### THE REQUEST
Pick every line from the data that holds the word "components".

### INFORMATION SUPPLIED
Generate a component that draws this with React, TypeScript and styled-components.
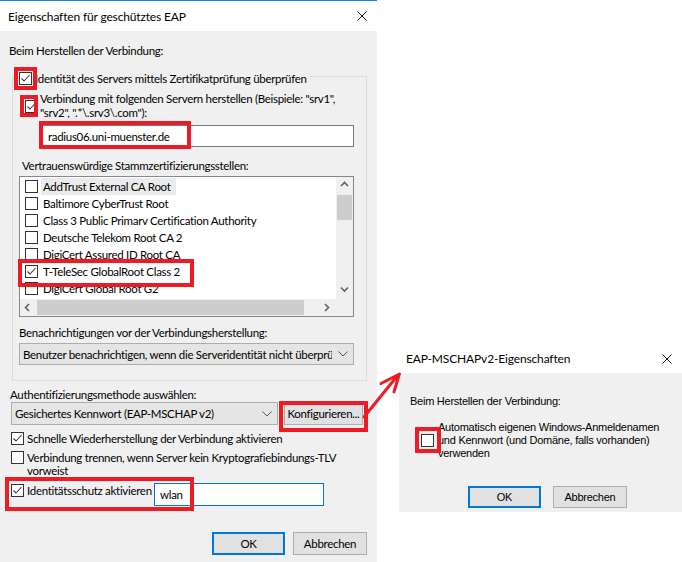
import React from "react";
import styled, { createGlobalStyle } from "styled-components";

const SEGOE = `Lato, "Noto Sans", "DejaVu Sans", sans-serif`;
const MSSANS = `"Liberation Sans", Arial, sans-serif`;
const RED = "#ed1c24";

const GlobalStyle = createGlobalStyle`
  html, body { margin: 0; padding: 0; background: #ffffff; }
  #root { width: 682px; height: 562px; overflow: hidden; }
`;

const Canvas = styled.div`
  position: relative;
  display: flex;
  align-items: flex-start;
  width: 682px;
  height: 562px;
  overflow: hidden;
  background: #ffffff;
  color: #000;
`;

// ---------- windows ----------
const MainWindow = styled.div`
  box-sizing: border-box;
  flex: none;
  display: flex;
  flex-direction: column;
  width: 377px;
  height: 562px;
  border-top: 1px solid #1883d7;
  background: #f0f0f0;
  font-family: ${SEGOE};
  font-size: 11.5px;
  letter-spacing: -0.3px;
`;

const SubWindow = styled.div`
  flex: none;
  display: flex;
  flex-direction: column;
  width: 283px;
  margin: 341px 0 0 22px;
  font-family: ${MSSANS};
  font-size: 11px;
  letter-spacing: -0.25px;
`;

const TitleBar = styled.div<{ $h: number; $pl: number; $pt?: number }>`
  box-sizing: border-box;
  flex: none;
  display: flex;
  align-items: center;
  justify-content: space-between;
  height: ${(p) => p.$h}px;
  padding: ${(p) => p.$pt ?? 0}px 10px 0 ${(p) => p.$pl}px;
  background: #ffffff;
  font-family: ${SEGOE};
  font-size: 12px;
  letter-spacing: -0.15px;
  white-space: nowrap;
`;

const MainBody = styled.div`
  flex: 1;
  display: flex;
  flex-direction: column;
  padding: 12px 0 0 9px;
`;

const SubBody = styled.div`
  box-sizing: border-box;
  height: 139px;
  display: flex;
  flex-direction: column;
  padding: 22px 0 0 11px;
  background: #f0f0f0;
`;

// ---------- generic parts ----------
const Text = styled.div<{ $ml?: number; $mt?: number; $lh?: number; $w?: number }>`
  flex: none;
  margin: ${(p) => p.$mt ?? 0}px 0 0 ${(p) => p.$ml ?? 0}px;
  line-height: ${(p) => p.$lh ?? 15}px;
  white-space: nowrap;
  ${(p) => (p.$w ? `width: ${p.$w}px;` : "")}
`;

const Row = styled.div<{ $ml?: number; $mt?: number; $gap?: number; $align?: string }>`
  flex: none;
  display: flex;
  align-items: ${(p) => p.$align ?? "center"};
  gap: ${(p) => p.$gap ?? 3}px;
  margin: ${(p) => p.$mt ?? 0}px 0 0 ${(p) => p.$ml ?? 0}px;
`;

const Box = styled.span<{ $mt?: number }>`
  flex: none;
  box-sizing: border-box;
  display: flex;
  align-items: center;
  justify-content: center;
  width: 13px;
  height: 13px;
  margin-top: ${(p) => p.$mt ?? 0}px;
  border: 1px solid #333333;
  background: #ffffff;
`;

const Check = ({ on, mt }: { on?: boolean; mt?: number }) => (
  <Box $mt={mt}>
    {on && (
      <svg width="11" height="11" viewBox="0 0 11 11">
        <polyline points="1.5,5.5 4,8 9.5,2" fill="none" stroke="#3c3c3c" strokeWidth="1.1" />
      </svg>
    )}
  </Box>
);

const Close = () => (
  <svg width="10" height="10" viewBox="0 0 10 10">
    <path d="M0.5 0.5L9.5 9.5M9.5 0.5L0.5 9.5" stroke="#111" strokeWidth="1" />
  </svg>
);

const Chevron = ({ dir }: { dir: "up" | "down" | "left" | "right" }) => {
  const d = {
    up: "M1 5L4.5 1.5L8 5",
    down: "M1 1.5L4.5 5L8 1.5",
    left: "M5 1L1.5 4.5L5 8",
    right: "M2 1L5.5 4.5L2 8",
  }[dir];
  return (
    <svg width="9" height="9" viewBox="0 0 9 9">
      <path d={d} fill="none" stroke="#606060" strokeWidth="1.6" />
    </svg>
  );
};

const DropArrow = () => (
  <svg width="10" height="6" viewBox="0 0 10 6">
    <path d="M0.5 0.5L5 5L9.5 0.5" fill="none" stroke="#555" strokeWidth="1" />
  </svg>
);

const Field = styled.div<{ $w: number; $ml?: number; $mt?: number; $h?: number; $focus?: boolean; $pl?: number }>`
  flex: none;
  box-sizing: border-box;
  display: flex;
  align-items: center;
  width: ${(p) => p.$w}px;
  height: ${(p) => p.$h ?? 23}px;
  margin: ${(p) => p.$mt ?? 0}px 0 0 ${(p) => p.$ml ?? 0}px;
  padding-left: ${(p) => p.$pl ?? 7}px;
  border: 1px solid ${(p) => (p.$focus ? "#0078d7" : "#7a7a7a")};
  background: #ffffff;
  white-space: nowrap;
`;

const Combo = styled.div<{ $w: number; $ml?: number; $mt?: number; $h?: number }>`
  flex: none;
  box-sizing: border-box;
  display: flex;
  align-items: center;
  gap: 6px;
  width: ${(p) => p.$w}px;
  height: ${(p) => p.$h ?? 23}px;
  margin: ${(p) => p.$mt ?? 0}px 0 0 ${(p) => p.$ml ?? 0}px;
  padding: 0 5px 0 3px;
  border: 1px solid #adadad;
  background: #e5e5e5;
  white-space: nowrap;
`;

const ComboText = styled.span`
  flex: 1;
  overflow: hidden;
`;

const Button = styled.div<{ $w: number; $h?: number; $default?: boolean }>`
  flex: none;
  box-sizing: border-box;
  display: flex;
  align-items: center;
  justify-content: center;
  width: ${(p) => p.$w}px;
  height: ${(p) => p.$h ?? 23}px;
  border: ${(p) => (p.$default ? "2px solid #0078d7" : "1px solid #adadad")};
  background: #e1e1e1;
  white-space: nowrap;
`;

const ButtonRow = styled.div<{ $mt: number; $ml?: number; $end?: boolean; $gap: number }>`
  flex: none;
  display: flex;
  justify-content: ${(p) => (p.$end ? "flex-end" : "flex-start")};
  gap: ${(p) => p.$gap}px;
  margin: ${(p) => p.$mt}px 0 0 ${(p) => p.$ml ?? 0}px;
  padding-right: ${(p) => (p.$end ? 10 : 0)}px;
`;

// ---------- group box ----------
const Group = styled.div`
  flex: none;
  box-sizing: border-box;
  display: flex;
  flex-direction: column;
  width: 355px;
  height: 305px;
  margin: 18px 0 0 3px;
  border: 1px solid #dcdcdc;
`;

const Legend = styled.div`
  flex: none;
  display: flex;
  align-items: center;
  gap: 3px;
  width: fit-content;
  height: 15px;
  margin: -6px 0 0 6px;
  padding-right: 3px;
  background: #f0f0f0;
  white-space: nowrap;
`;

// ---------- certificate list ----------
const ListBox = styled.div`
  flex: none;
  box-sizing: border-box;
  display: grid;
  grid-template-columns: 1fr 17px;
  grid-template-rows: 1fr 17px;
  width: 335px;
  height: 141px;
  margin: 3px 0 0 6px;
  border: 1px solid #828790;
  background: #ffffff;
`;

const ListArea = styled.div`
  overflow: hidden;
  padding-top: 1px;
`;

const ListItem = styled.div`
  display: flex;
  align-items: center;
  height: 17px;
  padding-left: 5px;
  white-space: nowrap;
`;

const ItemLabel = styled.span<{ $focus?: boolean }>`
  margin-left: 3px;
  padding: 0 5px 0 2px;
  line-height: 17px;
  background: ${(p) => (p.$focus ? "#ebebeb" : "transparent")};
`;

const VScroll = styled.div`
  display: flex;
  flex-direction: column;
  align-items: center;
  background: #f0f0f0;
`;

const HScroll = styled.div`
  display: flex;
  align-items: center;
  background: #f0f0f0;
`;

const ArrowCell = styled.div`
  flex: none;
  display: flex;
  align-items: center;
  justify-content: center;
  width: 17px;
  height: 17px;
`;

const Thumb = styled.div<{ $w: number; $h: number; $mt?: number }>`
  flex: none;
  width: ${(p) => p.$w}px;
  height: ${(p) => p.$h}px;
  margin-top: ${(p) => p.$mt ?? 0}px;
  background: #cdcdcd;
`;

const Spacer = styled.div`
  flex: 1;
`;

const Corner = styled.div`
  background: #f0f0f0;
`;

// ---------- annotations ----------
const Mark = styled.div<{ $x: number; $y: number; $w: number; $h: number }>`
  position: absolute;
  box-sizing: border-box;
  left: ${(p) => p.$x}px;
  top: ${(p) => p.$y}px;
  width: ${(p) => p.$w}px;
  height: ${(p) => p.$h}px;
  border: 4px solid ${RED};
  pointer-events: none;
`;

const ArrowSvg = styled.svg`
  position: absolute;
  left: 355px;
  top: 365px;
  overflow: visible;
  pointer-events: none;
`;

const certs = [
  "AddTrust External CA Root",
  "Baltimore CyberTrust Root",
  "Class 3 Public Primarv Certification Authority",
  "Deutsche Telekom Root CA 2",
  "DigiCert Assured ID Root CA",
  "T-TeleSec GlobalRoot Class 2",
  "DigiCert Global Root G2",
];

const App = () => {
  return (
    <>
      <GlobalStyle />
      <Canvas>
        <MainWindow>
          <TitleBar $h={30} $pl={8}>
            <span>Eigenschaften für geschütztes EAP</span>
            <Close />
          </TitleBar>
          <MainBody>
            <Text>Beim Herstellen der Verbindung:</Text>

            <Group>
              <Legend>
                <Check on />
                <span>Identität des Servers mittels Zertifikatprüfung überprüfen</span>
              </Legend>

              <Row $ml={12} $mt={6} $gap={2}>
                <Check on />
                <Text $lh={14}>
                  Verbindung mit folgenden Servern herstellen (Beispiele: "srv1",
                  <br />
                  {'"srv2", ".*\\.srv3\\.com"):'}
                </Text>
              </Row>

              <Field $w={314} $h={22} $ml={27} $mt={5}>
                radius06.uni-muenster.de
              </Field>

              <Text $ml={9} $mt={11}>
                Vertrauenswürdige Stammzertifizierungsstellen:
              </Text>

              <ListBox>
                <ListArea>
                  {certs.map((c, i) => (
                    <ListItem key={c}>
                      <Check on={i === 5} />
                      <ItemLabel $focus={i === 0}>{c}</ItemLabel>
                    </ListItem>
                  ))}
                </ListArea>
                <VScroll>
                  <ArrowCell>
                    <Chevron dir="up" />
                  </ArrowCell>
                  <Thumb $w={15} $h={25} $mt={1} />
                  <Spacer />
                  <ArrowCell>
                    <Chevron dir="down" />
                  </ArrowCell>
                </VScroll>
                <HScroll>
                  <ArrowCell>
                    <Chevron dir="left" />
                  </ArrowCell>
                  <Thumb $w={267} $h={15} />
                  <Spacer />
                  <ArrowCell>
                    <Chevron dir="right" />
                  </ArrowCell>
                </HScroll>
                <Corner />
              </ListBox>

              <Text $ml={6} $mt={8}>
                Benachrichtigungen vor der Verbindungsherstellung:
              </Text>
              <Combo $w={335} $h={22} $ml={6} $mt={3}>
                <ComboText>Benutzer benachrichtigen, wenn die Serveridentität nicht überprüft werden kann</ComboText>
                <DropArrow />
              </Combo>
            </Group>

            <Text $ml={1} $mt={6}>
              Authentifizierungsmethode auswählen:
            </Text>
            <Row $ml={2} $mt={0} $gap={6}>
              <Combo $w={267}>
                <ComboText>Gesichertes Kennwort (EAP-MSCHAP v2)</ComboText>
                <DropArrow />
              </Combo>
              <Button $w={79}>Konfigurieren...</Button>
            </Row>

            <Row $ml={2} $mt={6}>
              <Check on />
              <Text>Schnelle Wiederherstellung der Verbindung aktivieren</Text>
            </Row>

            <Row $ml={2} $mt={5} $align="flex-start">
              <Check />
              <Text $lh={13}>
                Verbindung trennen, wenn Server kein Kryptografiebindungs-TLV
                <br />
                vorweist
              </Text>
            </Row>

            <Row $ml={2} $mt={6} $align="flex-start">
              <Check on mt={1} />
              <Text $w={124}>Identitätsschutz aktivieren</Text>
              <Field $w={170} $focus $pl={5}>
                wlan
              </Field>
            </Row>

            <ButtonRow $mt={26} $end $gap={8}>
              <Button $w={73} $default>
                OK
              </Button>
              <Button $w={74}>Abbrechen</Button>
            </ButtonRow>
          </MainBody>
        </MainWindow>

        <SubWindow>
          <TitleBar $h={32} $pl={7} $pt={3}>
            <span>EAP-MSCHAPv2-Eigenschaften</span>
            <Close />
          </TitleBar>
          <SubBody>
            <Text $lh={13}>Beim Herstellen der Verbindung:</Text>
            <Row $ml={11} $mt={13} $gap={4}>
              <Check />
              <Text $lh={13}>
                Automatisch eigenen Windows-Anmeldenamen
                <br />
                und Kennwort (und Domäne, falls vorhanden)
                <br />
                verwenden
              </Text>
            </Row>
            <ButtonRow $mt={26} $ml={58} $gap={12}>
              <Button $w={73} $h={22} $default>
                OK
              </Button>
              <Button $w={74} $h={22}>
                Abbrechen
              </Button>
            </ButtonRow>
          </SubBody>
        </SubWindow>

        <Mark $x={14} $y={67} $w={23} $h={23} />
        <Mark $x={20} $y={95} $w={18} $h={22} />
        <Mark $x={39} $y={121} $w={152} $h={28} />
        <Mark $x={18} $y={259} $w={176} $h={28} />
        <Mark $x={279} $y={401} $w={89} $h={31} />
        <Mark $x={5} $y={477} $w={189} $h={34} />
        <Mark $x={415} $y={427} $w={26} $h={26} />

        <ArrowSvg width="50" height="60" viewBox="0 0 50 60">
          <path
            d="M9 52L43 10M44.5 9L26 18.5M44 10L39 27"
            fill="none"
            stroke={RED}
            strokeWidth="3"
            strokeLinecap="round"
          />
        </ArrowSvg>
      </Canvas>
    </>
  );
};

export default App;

### COMPLETE RESPONSE
Generate a component that draws this with React, TypeScript and styled-components.
import styled, { createGlobalStyle } from "styled-components";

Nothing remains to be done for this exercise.